In order to assess the effect of incorporating different sets of descriptors on the predictive performance for both endpoints, we focus on the top performing results. We present the relevant top ranking and second best results in Tables 2 and 3. (Additional file 1: Table S3 includes the top ranking CV = v results for the Klimenko et al. [14] derived datasets.)

Table 2 Top ranked results according to various scenarios for the enthalpy of solution datasets

Full size table

Table 3 Top ranked results according to various scenarios for the temperature dependent solubility datasets

Full size table

Effect of incorporating crystallographic information: lattice energy descriptor

The top performing model for enthalpy of solution, evaluated on the Avdeef_ExDPs_CS_True dataset, included calculated lattice energy as a descriptor (Table 2). However, none of the other top models for enthalpy of solution (Table 2) or direct prediction of temperature dependent solubility (Table 3) incorporated the lattice energy descriptor.

This may be partially attributed to the presence of the melting point or crystal structure based 3D descriptors acting as a partial proxy for the solid state contribution which the lattice energy descriptor is designed to capture. When only those models including neither the melting point nor crystal structure based 3D descriptors are considered (see Additional file 3), it remains the case that the top model for the Avdeef_ExDPs_CS_True dataset does and the top model for the Avdeef_ExDPs_Cal_CS_True dataset does not incorporate the lattice energy descriptor. (However, the results on the smaller Avdeef_ExDPs_Cal_CS_True dataset may be less robust.) However, for the Klimenko_CS_True dataset, the new top ranking model does incorporate the lattice energy descriptor.

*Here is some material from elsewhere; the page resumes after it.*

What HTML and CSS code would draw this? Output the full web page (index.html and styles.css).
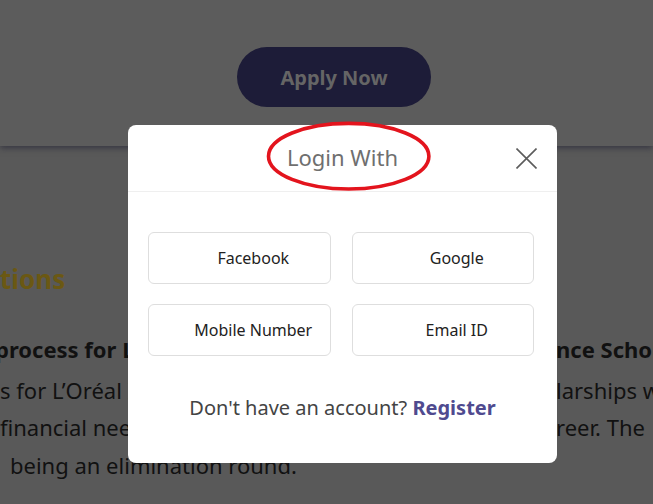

Nonetheless, for all scenarios in which the top performing model incorporated the lattice energy descriptor, the apparent performance enhancement over the corresponding model which did not incorporate the lattice energy descriptor was negligible (Fig. 5) and was never statistically significant. This remains the case when only those models not incorporating melting point or crystal structure based 3D descriptors are considered (Fig. 6). For all such scenarios, the increases in mean RMSE, upon removing the lattice energy descriptor, were around 0.03 kJ/mol and 0.00 (2dp) log units for predictions of enthalpy of solution and temperature dependent solubility respectively. The differences in mean R² were around 0.00 (2dp).

Pairwise comparison of all relevant corresponding models identified only a minority of paired results, for both enthalpy of solution datasets and direct predictions of temperature dependent solubility (CV = rt), for which the inclusion of the lattice energy descriptor appeared to result in a statistically significant reduction in mean RMSE. Further discussion of the trends across all datasets is presented in Additional file 1 and the details for all pairwise comparisons are presented in Additional file 3.

Effect of incorporating crystallographic information: 3D descriptors based on crystal structure

Only in the case of the Avdeef_ExDPs_CS_True dataset did the top performing model include the crystal structure based 3D descriptors (Tables 2, 3). However, upon removing the potentially confounding factors of the melting point and lattice energy descriptors, the best modelling results for Avdeef_ExDPs_CS_True and Klimenko_CS_True (CV = rt) were obtained using these descriptors (Additional file 3).

All of these results for the Avdeef_ExDPs_CS_True dataset (Figs. 7, 8) appeared statistically significantly different to the corresponding result obtained using the 3D descriptors based upon conformer generator structures. (This is in spite of the lattice energy descriptor also being incorporated into the overall top Avdeef_ExDPs_CS_True model.) This suggests the models may genuinely have benefited from the solid state information implicit in the 3D descriptors based upon the crystal structure. However, the same comparison for the top Klimenko_CS_True (CV = rt) model, after removing models with the lattice energy or melting point descriptor, found the difference in mean RMSE to the corresponding model using 3D descriptors based upon conformer generator structures appeared statistically insignificant.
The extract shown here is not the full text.